Doornbach residents resist Covid-19 relocation plan

About 1,500 Dunoon families are to be moved to Winning Way

By Peter Luhanga

23 June 2020

Photo of a rubbish-strewn road

Doornbach residents upset with the plans to relocate 1,500 Dunoon families took to the streets on Monday and blocked Potsdam Road. Photo: Peter Luhanga

About 400 residents from Doornbach informal settlement protested over plans to relocate 1,500 families from Dunoon to Winning Way industrial park near to them. They also vented their anger over a lack of toilets and piped water.

Doornbach residents started gathering at 3am on Monday. They burnt tyres and strew trash across Potsdam Road. By 5am police had fired tear gas and rubber bullets to disperse them.

In April, Minister of Human Settlements, Water and Sanitation Lindiwe Sisulu announced government plans to relocate 1,500 families to Transitional Residential Units (TRUs) to mitigate the spread of Covid-19. Dunoon is overcrowded and considered a pandemic hotspot.
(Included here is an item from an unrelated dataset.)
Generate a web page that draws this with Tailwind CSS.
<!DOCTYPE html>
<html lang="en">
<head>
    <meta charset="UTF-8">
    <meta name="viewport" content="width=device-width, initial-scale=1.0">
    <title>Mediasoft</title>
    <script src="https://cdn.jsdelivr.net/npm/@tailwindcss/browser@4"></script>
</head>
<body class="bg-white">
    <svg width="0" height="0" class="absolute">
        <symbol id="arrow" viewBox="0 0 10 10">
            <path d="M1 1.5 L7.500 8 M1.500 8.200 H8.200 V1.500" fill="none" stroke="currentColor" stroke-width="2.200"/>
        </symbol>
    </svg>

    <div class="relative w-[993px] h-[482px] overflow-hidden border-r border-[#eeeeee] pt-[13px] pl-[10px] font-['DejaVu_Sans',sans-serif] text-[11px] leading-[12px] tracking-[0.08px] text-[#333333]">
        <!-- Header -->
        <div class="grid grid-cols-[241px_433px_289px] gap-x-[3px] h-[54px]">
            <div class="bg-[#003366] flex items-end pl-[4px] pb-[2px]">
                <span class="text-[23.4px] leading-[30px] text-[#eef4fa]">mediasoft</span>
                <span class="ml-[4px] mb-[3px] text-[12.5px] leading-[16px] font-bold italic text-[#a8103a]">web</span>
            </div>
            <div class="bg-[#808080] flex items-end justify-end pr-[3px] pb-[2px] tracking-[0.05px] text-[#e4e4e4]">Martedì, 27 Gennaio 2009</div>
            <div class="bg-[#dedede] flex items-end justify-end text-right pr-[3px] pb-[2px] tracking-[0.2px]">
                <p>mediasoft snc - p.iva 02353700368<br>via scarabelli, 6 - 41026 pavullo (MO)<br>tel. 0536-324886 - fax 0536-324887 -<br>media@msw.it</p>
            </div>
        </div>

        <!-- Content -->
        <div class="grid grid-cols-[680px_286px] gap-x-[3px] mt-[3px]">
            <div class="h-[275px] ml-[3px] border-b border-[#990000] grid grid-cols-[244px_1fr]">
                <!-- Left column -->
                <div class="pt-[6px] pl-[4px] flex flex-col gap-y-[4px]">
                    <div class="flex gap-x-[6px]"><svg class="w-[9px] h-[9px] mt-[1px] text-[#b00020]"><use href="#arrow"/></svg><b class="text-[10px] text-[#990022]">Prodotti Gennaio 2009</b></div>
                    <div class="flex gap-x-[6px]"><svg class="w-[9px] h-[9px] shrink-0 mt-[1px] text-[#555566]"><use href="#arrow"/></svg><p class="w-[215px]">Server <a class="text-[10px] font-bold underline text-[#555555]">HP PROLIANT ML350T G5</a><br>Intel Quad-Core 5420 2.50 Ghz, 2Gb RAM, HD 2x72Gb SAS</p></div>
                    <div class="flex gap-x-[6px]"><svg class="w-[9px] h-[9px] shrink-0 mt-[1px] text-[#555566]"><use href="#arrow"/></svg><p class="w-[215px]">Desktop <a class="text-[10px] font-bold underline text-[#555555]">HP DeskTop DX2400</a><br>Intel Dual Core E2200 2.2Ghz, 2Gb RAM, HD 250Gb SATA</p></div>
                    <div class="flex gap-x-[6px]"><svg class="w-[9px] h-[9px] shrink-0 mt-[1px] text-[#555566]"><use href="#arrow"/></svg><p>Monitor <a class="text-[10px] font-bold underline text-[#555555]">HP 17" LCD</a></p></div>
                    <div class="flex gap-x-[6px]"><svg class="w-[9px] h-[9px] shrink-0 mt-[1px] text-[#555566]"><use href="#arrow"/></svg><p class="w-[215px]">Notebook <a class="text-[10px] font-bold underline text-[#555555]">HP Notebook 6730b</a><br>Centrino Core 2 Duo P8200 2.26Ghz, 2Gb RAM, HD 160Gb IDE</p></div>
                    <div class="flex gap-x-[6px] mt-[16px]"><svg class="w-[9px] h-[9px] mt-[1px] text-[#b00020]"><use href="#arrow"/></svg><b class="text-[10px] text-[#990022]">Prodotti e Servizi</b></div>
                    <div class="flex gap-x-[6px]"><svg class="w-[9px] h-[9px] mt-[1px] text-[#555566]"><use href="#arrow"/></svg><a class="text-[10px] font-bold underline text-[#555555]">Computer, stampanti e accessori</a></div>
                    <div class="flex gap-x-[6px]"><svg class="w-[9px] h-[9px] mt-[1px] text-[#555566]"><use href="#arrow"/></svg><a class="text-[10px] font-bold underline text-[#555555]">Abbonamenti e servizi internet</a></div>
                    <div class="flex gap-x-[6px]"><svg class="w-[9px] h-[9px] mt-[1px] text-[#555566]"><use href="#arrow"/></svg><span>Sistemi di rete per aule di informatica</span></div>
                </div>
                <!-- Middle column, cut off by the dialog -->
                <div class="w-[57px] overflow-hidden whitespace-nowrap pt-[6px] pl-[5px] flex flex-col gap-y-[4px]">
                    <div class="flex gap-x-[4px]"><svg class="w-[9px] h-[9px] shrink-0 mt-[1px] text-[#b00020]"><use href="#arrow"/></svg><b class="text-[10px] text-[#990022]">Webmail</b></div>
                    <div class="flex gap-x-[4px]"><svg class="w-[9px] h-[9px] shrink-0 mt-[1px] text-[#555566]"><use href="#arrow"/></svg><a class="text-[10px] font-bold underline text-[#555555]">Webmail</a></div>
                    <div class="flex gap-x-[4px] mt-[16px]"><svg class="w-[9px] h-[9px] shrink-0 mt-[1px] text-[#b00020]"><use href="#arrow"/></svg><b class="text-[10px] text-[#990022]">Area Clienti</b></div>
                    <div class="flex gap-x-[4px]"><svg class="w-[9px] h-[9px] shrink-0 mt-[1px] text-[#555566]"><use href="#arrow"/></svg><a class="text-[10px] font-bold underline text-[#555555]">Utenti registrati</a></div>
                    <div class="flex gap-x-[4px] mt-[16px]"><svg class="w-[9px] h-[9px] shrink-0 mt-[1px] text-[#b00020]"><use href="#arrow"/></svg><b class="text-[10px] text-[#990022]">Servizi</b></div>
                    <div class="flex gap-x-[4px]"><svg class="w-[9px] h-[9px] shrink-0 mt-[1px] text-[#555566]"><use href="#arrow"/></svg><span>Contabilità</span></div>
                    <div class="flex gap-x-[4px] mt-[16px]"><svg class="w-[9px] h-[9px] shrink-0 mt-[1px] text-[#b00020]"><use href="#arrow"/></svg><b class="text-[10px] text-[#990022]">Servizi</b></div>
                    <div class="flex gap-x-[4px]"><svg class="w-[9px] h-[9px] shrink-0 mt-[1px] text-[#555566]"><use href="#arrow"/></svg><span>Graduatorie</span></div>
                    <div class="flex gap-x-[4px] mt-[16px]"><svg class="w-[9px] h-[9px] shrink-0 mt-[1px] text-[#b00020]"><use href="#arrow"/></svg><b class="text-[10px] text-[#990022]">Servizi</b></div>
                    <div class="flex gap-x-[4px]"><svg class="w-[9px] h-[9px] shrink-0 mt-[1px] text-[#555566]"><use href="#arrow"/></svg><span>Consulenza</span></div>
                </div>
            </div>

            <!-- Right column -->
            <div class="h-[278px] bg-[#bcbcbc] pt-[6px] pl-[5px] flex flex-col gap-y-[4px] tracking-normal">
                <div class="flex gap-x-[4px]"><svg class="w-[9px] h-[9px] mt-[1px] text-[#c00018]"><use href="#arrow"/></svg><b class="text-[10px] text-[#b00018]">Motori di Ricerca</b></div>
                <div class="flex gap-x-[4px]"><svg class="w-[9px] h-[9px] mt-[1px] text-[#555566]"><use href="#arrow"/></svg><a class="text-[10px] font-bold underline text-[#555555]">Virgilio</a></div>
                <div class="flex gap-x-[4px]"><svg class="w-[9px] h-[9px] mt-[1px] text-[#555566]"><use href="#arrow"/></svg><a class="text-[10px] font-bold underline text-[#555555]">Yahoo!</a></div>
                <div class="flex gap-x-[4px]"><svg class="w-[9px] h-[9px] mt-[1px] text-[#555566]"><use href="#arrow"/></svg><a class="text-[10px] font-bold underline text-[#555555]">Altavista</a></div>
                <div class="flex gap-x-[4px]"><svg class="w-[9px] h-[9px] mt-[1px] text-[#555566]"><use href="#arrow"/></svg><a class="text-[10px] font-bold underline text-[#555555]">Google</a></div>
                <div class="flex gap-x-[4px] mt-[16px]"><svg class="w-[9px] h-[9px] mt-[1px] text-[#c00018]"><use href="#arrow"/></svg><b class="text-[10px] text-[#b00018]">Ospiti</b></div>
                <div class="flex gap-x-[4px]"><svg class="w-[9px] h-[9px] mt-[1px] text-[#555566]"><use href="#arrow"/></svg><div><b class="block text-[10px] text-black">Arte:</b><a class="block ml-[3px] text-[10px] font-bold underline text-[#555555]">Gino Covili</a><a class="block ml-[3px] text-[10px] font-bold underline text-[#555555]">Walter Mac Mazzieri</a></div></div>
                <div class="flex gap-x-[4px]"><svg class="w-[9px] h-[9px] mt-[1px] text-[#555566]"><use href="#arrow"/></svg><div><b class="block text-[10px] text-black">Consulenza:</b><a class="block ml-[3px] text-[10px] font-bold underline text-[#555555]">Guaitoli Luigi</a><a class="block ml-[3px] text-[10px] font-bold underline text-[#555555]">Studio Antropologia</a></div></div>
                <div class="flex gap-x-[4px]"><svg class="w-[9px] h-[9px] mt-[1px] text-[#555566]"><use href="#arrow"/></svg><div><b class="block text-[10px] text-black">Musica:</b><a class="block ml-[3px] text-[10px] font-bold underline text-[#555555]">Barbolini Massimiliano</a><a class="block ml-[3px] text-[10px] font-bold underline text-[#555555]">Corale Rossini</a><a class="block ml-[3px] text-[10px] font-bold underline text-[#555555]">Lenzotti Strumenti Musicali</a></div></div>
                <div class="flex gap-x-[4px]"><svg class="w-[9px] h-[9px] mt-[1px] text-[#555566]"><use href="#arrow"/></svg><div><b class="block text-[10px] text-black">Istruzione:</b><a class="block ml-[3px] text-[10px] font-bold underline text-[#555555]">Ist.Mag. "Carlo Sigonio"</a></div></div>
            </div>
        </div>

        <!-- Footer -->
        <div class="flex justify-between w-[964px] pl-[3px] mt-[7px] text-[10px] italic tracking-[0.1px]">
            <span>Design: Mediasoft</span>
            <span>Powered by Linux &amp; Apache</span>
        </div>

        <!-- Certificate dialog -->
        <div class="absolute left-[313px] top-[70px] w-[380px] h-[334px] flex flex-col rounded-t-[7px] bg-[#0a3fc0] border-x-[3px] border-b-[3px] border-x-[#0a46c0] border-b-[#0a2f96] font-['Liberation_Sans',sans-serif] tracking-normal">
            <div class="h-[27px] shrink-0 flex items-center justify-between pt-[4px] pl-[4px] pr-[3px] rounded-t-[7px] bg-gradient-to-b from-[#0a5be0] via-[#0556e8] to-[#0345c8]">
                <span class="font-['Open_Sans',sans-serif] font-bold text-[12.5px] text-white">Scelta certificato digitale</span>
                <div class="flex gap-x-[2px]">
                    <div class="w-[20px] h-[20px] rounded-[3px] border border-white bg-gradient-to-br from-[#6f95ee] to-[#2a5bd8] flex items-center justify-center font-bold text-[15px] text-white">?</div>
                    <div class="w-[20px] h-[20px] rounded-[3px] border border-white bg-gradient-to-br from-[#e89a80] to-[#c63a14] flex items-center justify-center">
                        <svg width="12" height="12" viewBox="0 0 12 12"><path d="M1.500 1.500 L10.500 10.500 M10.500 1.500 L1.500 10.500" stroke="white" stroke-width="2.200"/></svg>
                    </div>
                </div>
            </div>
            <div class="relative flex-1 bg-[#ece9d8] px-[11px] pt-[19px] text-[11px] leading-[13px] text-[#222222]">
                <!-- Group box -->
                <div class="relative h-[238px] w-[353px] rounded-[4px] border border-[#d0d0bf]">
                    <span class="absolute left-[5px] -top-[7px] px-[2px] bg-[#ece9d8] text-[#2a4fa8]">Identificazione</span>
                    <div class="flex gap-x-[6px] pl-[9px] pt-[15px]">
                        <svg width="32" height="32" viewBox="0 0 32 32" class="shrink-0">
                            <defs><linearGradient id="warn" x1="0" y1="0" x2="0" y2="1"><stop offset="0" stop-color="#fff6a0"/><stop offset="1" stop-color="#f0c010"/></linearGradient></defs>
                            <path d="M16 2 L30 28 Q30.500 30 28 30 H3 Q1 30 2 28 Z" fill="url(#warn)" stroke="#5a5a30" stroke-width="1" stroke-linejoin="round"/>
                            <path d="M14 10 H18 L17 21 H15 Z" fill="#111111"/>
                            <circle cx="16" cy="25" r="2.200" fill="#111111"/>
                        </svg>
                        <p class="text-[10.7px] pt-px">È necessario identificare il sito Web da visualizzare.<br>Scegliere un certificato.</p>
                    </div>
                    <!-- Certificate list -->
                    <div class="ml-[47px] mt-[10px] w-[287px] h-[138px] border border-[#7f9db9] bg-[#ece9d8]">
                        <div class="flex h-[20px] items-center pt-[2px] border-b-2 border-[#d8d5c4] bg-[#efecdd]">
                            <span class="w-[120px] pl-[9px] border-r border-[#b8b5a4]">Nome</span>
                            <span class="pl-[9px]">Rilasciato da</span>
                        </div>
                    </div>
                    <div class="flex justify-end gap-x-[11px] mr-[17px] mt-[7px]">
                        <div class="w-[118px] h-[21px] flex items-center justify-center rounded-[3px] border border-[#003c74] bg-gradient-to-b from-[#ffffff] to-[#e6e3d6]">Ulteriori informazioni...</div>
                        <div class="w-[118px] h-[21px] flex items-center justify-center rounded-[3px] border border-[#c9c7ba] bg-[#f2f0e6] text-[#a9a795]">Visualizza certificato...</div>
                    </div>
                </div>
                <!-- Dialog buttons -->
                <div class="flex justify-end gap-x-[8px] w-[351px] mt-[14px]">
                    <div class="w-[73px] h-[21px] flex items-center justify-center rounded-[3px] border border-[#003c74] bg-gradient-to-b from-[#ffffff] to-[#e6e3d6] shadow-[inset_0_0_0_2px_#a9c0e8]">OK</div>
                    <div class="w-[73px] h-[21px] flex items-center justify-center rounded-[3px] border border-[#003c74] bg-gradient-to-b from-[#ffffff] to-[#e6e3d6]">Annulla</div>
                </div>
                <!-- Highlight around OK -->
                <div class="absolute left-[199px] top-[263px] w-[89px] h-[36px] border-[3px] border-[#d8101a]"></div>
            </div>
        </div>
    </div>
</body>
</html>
Hlokoma Ngqentsu, who moved into Doornbach informal settlement in 2002, was one of those leading the protest. Ngqentsu said they lived in squalid, overcrowded conditions with nine families to one bucket toilet and 30 families to a standpipe tap.

Another community leader, Fezeka Mrhwetyana, said she moved to Doornbach in 2003 and conditions have not improved in all the years since.

“We are unemployed. We cannot afford to buy sanitisers. During the day the water pressure is very low, how are we going to wash our hands with no water during the day?” asked Mrhwetyana.

She said that in 2016 the City had shared its plans to upgrade the settlement and recruited people to survey the households, yet nothing had come of this.

She said Doornbach residents had laid claim to the vacant land where the Dunoon residents are to be relocated.

The protesters handed a memorandum listing their grievances to a senior police officer giving the City five days to respond.

Mayco member for Human Settlements Malusi Booi said the City condemned the destruction of property and the impact the violent protests had on the broader community. “This is especially unacceptable in light of recent engagements in the area,” he said.

Booi said the Upgrading of Informal Settlements Project was “still active”.

“Any progress has always been dependent on creating the necessary physical space to upgrade the site with underground services, access ways, among others,” said Booi. He said the City hoped that de-densification plans by the provincial government would help speed up this project.

“Provided that it is not all derailed by organised land invasions on the sites in question,” he said.